The Alderney: Among the dairy breeds of England, the Alderney takes a prominent place, not on account of the quantity of milk which it yields, but on account of the excellent quality of the cream and butter which are produced from it. Its docility is marvellous, and in appearance it greatly resembles the Ayrshire breed of Scotland, the excellence of which is supposed to be, in some degree, derived from a mixture of the Alderney blood with that breed. The distinction between them, however, lies both in the quantity and quality of the milk which they severally produce; that of the Alderney being rich in quality, and that of the Ayrshire abundant in quantity. The merit of the former, however, ends with its milk, for as a grazer it is worthless.

Scottish Breeds: Of these the Kyloe, which belongs to the Highlands of Scotland; the Galloway, which has been called the Kyloe without horns; and the Ayrshire, are the breeds most celebrated. The first has kept his place, and on account of the compactness of his form, and the excellent quality of his flesh, he is a great favourite with butchers who have a select family trade. It is alike unsuitable for the dairy and the arable farm; but in its native Highlands it attains to great perfection, thriving upon the scanty and coarse herbage which it gathers on the sides of the mountains. The Galloway has a larger frame, and when fattened makes excellent beef. But it has given place to the short-horns in its native district, where turnip-husbandry is pursued with advantage. The Ayrshire is peculiarly adapted for the dairy, and for the abundance of its milk cannot be surpassed in its native district. In this it stands unrivalled, and there is no other breed capable of converting the produce of a poor soil into such fine butter and cheese. It is difficult to fatten, however, and its beef is of a coarse quality. We have chosen these as among the principal representative breeds of the ox species; but there are other breeds which, at all events, have a local if not a general celebrity.

The general Mode of Slaughtering Oxen in this country is by striking them a smart blow with a hammer or poleaxe on the head, a little above the eyes. By this means, when the blow is skilfully given, the beast is brought down at one blow, and, to prevent recovery, a cane is generally inserted, by which the spinal cord is perforated, which instantly deprives the ox of all sensation of pain.
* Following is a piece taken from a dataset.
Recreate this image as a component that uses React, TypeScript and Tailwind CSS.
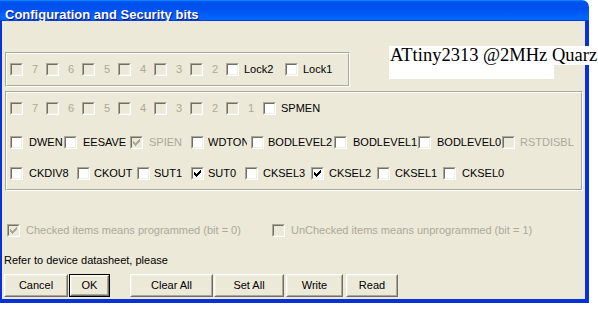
import React from "react";

type Item = {
  label: string;
  w: string;
  gap: string;
  checked?: boolean;
  disabled?: boolean;
  clip?: string;
};

function Box({ checked, disabled }: { checked?: boolean; disabled?: boolean }) {
  return (
    <div className="relative w-[13px] h-[13px] shrink-0 border border-t-[#aca899] border-l-[#aca899] border-r-white border-b-white">
      <div
        className={`w-full h-full border border-t-[#716f64] border-l-[#716f64] border-r-[#f1efe2] border-b-[#f1efe2] ${
          disabled ? "bg-[#ece9d8]" : "bg-white"
        }`}
      />
      {checked && (
        <svg
          className="absolute left-[-1px] top-[-1px]"
          width="13"
          height="13"
          viewBox="0 0 13 13"
          shapeRendering="crispEdges"
        >
          <g fill={disabled ? "#aca899" : "#000"}>
            <rect x="3" y="5" width="1" height="3" />
            <rect x="4" y="6" width="1" height="3" />
            <rect x="5" y="7" width="1" height="3" />
            <rect x="6" y="6" width="1" height="3" />
            <rect x="7" y="5" width="1" height="3" />
            <rect x="8" y="4" width="1" height="3" />
            <rect x="9" y="3" width="1" height="3" />
          </g>
        </svg>
      )}
    </div>
  );
}

function Check({ item }: { item: Item }) {
  return (
    <div className={`flex items-center h-[13px] shrink-0 ${item.w}`}>
      <Box checked={item.checked} disabled={item.disabled} />
      <span
        className={`${item.gap} text-[11px] leading-[13px] whitespace-nowrap ${
          item.clip ? `overflow-hidden ${item.clip}` : ""
        } ${item.disabled ? "text-[#aca899]" : "text-black"}`}
      >
        {item.label}
      </span>
    </div>
  );
}

function Row({ items, className }: { items: Item[]; className?: string }) {
  return (
    <div className={`flex items-center h-[13px] ${className ?? ""}`}>
      {items.map((it, i) => (
        <Check key={i} item={it} />
      ))}
    </div>
  );
}

const d = (label: string, w = "w-[36px]"): Item => ({ label, w, gap: "ml-[9px]", disabled: true });

const row1: Item[] = [
  d("7"),
  d("6"),
  d("5"),
  d("4"),
  d("3"),
  d("2"),
  { label: "Lock2", w: "w-[59px]", gap: "ml-[5px]" },
  { label: "Lock1", w: "w-auto", gap: "ml-[5px]" },
];

const row2: Item[] = [
  d("7"),
  d("6"),
  d("5"),
  d("4"),
  d("3"),
  d("2"),
  d("1", "w-[37px]"),
  { label: "SPMEN", w: "w-auto", gap: "ml-[5px]" },
];

const row3: Item[] = [
  { label: "DWEN", w: "w-[54px]", gap: "ml-[6px]" },
  { label: "EESAVE", w: "w-[66px]", gap: "ml-[6px]" },
  { label: "SPIEN", w: "w-[61px]", gap: "ml-[6px]", checked: true, disabled: true },
  { label: "WDTON", w: "w-[60px]", gap: "ml-[4px]", clip: "w-[39px]" },
  { label: "BODLEVEL2", w: "w-[83px]", gap: "ml-[4px]" },
  { label: "BODLEVEL1", w: "w-[84px]", gap: "ml-[6px]" },
  { label: "BODLEVEL0", w: "w-[84px]", gap: "ml-[6px]" },
  { label: "RSTDISBL", w: "w-auto", gap: "ml-[5px]", disabled: true },
];

const row4: Item[] = [
  { label: "CKDIV8", w: "w-[67px]", gap: "ml-[6px]" },
  { label: "CKOUT", w: "w-[60px]", gap: "ml-[4px]" },
  { label: "SUT1", w: "w-[54px]", gap: "ml-[4px]" },
  { label: "SUT0", w: "w-[54px]", gap: "ml-[4px]", checked: true },
  { label: "CKSEL3", w: "w-[66px]", gap: "ml-[5px]" },
  { label: "CKSEL2", w: "w-[66px]", gap: "ml-[5px]", checked: true },
  { label: "CKSEL1", w: "w-[66px]", gap: "ml-[5px]" },
  { label: "CKSEL0", w: "w-auto", gap: "ml-[6px]" },
];

function Group({ className, children }: { className: string; children: React.ReactNode }) {
  return (
    <div
      className={`${className} shrink-0 border border-t-[#aca899] border-l-[#aca899] border-r-white border-b-white`}
    >
      <div className="w-full h-full border border-t-white border-l-white border-r-[#aca899] border-b-[#aca899]">
        {children}
      </div>
    </div>
  );
}

function Btn({ label, className, def }: { label: string; className: string; def?: boolean }) {
  const face = (
    <div className="h-full w-full border border-t-white border-l-white border-r-[#716f64] border-b-[#716f64]">
      <div className="h-full w-full border border-t-[#f1efe2] border-l-[#f1efe2] border-r-[#aca899] border-b-[#aca899] flex items-center justify-center text-[11px] leading-[13px] text-black">
        {label}
      </div>
    </div>
  );
  return (
    <div className={`${className} h-[23px] shrink-0 ${def ? "border border-black" : ""}`}>{face}</div>
  );
}

export default function App() {
  return (
    <div className="relative w-[598px] h-[309px] bg-white overflow-hidden font-['Liberation_Sans',Arial,sans-serif]">
      <div className="w-[589px] h-[303px] flex flex-col rounded-tr-[7px] overflow-hidden">
        <div className="h-[21px] shrink-0 bg-[linear-gradient(180deg,#0997ff,#0053ee_8%,#0050ee_40%,#06f_88%,#06f_93%,#005bff_95%,#003dd7_96%,#003dd7)] pl-[5px] pt-[2px]">
          <span className="text-white font-bold text-[13px] leading-[19px] [text-shadow:1px_1px_#0f1089] whitespace-nowrap">
            Configuration and Security bits
          </span>
        </div>
        <div className="flex-1 bg-[#0831d9] pl-[2px] pr-[4px] pb-[4px] flex">
          <div className="flex-1 bg-[#ece9d8] flex flex-col">
            <Group className="ml-[3px] mt-[31px] w-[345px] h-[35px]">
              <Row items={row1} className="ml-[3px] mt-[9px]" />
            </Group>
            <Group className="ml-[3px] mt-[4px] w-[578px] h-[100px]">
              <Row items={row2} className="ml-[3px] mt-[9px]" />
              <Row items={row3} className="ml-[3px] mt-[21px]" />
              <Row items={row4} className="ml-[3px] mt-[18px]" />
            </Group>
            <div className="flex items-center h-[13px] mt-[33px] ml-[5px]">
              <div className="w-[265px] flex items-center">
                <Check
                  item={{
                    label: "Checked items means programmed (bit = 0)",
                    w: "w-auto",
                    gap: "ml-[6px]",
                    checked: true,
                    disabled: true,
                  }}
                />
              </div>
              <Check
                item={{
                  label: "UnChecked items means unprogrammed (bit = 1)",
                  w: "w-auto",
                  gap: "ml-[6px]",
                  disabled: true,
                }}
              />
            </div>
            <div className="mt-[17px] ml-[2px] text-[11px] leading-[13px] text-black">
              Refer to device datasheet, please
            </div>
            <div className="flex mt-[7px] ml-[2px]">
              <Btn label="Cancel" className="w-[64px]" />
              <Btn label="OK" className="w-[41px] ml-[1px]" def />
              <Btn label="Clear All" className="w-[83px] ml-[20px]" />
              <Btn label="Set All" className="w-[70px] ml-[1px]" />
              <Btn label="Write" className="w-[57px] ml-[2px]" />
              <Btn label="Read" className="w-[52px] ml-[3px]" />
            </div>
          </div>
        </div>
      </div>
      <div className="absolute left-[389px] top-[46px] w-[209px] h-[19px] bg-white" />
      <div className="absolute left-[389px] top-[65px] w-[165px] h-[14px] bg-white" />
      <div className="absolute left-[390px] top-[46px] text-[18.5px] leading-[18px] text-black whitespace-nowrap font-['Liberation_Serif','Times_New_Roman',serif]">
        ATtiny2313 @2MHz Quarz
      </div>
    </div>
  );
}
In Spain, and some other countries on the continent, it is also usual to deprive oxen of life by the operation of pithing or dividing the spinal cord in the neck, close to the back part of the head. This is, in effect, the same mode as is practised in the celebrated Spanish bull-fights by the matador, and it is instantaneous in depriving the animal of sensation, if the operator be skilful. We hope and believe that those men whose disagreeable duty it is to slaughter the "beasts of the field" to provide meat for mankind, inflict as little punishment and cause as little suffering as possible.